── Records for the task

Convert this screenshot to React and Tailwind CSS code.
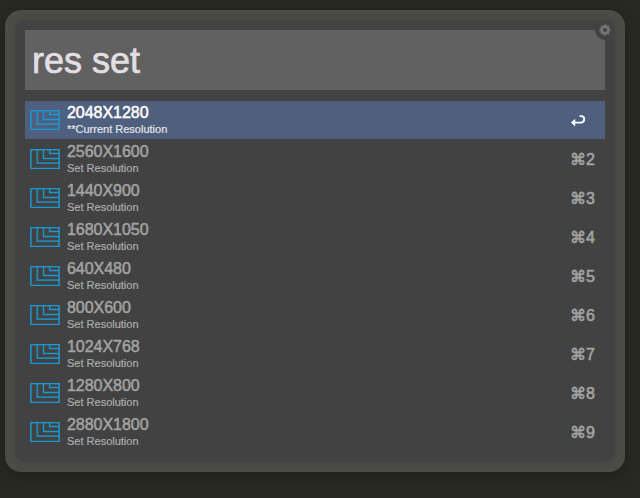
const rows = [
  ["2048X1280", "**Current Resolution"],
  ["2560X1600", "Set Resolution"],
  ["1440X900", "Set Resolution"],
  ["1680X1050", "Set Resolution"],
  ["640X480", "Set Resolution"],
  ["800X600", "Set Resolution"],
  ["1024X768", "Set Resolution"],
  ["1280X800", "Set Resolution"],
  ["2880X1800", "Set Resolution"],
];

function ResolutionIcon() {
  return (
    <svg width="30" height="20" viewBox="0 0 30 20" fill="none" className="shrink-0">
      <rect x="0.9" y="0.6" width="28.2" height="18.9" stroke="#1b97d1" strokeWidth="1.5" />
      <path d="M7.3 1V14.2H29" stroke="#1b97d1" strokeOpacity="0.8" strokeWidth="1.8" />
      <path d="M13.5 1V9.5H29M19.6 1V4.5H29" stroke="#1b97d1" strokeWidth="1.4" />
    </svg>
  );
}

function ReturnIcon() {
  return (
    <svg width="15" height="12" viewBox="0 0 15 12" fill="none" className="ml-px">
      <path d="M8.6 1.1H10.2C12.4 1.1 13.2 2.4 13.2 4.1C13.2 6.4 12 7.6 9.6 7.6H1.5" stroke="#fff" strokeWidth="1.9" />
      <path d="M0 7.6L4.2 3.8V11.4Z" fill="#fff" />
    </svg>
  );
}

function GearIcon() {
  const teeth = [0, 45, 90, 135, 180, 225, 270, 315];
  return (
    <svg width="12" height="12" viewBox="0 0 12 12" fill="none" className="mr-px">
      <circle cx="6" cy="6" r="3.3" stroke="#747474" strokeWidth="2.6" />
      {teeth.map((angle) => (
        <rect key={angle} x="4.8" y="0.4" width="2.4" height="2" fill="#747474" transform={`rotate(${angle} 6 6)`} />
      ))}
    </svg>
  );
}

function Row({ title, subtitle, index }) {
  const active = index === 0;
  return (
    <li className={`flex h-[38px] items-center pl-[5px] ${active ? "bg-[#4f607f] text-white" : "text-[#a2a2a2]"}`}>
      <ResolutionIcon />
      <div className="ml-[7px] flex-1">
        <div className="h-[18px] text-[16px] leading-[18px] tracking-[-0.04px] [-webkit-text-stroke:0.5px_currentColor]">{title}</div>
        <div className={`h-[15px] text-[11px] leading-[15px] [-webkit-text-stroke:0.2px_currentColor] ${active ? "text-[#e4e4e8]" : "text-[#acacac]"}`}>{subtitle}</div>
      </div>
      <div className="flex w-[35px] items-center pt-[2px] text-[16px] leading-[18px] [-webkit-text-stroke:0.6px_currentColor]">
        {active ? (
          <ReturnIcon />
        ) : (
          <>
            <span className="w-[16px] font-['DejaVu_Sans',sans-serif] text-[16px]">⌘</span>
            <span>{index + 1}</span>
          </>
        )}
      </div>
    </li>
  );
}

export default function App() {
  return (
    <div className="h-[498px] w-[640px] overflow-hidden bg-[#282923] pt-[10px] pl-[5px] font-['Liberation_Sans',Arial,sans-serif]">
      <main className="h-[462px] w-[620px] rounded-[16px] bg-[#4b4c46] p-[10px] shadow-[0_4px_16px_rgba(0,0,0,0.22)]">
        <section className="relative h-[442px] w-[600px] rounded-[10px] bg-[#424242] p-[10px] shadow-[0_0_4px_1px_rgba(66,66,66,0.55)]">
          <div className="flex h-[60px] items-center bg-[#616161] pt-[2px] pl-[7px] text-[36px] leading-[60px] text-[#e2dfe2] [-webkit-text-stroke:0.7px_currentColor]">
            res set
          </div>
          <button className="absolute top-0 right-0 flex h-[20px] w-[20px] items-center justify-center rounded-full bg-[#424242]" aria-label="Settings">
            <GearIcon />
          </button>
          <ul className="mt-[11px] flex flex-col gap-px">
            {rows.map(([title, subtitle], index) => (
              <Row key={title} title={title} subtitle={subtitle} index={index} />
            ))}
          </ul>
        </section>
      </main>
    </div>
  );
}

────
── Records for the task

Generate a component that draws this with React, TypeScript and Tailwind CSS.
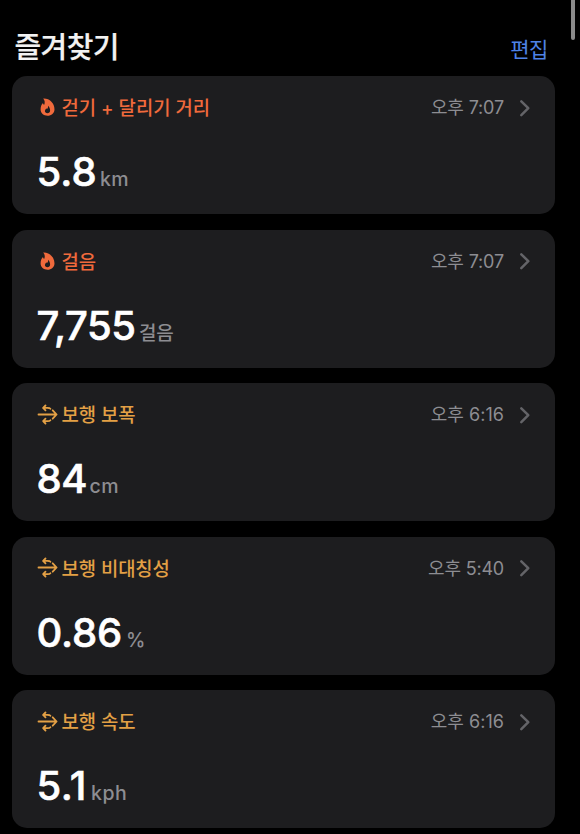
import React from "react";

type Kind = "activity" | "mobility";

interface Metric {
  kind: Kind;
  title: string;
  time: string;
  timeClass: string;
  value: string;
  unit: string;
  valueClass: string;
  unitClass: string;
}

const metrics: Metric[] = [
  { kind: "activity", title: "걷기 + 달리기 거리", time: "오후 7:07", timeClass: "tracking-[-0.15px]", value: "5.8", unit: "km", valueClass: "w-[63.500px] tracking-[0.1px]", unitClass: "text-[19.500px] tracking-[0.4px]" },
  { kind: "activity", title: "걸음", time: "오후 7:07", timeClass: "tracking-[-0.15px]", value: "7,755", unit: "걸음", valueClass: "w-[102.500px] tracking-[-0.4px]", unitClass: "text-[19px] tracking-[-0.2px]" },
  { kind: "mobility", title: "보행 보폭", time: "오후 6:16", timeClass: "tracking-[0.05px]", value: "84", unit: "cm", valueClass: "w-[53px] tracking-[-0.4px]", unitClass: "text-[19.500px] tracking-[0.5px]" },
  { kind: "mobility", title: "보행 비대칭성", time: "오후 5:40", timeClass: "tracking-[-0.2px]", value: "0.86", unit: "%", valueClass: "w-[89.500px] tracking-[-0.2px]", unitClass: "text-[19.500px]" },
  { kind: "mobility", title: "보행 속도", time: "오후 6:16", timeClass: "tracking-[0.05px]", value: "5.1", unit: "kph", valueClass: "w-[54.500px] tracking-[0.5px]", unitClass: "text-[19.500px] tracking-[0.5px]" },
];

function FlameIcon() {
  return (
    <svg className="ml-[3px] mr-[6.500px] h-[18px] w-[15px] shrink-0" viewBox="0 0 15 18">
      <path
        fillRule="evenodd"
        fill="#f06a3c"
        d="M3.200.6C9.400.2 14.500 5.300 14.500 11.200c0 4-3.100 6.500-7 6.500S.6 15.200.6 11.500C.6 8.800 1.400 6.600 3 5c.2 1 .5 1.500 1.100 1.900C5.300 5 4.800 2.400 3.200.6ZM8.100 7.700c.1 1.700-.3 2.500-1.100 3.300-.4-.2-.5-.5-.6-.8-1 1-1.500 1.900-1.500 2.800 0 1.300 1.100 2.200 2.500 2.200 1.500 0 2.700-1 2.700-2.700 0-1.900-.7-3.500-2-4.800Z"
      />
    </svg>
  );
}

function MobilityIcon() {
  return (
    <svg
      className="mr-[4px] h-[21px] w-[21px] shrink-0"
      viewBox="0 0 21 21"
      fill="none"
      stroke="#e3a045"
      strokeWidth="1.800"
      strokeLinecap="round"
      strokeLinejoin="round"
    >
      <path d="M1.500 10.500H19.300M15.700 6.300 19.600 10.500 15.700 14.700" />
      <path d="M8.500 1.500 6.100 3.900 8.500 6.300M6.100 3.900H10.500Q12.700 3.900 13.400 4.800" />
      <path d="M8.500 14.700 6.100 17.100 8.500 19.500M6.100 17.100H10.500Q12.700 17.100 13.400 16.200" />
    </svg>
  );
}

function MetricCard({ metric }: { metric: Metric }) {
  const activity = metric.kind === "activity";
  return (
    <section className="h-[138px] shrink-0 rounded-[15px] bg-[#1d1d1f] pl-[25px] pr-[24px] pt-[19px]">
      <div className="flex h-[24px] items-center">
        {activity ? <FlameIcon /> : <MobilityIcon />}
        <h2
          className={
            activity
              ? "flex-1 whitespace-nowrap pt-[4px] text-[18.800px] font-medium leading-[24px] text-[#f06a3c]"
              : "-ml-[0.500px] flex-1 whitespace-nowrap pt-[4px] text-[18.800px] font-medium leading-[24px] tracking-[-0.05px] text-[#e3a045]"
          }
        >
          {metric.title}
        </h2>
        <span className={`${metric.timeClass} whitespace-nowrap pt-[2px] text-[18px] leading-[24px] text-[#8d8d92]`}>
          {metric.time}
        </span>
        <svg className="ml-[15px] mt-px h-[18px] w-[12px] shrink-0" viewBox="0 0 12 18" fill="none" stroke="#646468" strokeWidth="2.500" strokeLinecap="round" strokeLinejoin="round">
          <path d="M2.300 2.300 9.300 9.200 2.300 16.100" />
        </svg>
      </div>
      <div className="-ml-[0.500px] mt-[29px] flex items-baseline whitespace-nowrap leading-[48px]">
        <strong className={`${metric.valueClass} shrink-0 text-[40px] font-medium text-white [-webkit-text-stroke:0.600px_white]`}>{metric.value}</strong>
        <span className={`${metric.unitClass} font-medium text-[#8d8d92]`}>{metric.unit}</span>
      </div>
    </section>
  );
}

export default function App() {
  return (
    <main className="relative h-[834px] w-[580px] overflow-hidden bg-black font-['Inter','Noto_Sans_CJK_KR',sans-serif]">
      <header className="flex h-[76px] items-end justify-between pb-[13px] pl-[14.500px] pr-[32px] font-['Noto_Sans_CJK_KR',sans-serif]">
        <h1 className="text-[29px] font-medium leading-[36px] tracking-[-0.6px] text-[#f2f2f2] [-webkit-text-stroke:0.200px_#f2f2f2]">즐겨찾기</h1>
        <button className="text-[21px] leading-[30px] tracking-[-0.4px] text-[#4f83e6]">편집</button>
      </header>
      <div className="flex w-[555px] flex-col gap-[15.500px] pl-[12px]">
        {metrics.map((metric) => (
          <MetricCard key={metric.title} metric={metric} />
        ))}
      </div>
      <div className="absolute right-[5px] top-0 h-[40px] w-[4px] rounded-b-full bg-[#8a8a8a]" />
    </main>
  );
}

────
── Records for the task

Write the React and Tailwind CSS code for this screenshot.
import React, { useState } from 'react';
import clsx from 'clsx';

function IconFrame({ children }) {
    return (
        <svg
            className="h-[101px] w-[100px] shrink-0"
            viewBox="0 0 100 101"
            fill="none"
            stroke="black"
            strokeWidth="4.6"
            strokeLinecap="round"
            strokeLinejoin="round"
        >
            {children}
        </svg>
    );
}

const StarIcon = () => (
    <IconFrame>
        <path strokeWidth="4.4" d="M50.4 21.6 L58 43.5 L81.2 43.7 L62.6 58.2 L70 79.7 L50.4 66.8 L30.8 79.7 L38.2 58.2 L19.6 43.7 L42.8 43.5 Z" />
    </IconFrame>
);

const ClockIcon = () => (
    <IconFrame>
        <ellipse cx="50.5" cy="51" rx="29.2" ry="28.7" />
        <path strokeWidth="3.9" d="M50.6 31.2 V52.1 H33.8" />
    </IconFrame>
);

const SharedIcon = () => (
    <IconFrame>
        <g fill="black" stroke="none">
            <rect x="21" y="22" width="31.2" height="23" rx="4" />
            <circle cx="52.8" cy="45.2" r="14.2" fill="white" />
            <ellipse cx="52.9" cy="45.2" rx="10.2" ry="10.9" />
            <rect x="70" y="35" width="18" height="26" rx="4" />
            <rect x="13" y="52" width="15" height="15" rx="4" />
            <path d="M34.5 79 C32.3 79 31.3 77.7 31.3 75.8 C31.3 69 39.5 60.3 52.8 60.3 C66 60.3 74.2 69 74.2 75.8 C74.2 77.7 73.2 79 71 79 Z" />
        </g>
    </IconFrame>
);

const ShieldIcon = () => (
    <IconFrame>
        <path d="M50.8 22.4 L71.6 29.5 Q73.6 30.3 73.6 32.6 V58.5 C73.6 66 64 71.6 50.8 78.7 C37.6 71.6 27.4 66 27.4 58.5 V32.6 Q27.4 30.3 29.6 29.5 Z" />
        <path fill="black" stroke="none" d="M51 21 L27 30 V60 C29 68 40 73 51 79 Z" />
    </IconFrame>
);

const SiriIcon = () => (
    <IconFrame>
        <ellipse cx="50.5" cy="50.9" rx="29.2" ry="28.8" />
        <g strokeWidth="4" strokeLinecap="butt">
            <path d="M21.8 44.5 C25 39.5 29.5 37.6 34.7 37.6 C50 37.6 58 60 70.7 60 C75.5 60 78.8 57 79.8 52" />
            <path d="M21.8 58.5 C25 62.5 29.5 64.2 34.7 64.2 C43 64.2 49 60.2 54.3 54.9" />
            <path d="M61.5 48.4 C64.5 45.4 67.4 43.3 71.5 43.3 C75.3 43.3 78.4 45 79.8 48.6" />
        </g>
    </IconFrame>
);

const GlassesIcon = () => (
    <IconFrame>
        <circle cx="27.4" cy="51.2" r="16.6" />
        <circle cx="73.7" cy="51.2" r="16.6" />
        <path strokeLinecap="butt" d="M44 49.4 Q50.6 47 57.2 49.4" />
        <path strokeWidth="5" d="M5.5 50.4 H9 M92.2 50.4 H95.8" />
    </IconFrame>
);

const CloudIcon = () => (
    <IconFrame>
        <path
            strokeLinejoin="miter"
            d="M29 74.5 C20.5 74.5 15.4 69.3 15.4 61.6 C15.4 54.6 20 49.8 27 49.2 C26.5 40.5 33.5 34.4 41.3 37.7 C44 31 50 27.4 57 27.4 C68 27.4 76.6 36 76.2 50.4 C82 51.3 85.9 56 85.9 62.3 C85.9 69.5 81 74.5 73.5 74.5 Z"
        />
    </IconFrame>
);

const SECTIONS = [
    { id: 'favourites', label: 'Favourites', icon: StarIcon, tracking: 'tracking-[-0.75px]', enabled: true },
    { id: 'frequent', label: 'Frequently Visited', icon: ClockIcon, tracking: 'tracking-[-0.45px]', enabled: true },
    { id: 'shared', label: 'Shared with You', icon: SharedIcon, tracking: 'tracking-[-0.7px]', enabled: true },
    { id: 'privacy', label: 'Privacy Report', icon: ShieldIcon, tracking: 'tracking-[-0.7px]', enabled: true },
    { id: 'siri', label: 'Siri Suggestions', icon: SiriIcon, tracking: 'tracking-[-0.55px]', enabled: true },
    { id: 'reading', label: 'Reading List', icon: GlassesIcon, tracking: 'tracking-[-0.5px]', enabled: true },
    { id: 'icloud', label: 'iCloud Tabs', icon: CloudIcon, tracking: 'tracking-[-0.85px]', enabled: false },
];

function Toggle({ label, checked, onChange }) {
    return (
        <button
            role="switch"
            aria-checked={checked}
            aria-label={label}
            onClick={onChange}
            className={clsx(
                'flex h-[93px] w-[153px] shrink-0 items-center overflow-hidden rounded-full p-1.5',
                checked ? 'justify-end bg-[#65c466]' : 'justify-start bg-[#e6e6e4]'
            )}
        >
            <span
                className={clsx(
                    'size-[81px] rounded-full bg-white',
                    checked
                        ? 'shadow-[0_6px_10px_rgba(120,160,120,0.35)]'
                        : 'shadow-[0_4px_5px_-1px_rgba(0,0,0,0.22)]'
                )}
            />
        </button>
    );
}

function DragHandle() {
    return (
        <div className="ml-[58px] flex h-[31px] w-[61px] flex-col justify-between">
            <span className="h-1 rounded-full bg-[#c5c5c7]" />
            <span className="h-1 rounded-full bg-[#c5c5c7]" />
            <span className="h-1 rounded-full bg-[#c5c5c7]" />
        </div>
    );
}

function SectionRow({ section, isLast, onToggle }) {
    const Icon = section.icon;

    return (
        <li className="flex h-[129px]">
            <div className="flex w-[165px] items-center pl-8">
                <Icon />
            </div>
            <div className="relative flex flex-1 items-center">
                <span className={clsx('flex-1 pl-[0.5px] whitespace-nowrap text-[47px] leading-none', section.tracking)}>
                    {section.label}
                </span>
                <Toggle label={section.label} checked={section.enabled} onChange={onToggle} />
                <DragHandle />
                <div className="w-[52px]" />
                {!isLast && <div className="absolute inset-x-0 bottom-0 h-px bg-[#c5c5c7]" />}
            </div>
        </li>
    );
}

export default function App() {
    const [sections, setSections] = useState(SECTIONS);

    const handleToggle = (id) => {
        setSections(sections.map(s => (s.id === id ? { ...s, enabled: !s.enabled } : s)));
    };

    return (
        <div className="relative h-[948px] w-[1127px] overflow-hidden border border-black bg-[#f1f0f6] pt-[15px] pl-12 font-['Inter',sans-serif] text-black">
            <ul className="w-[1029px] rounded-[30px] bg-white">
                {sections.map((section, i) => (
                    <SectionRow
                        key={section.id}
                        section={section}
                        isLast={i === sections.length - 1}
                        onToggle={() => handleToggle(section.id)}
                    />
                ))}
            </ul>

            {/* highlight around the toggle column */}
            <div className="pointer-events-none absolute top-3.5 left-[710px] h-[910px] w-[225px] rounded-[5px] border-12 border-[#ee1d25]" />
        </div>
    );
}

────

= Short exercise =
The lines above form a set of records; determine how many of them contain the string "code" and give that number alone.

= Written reply =
2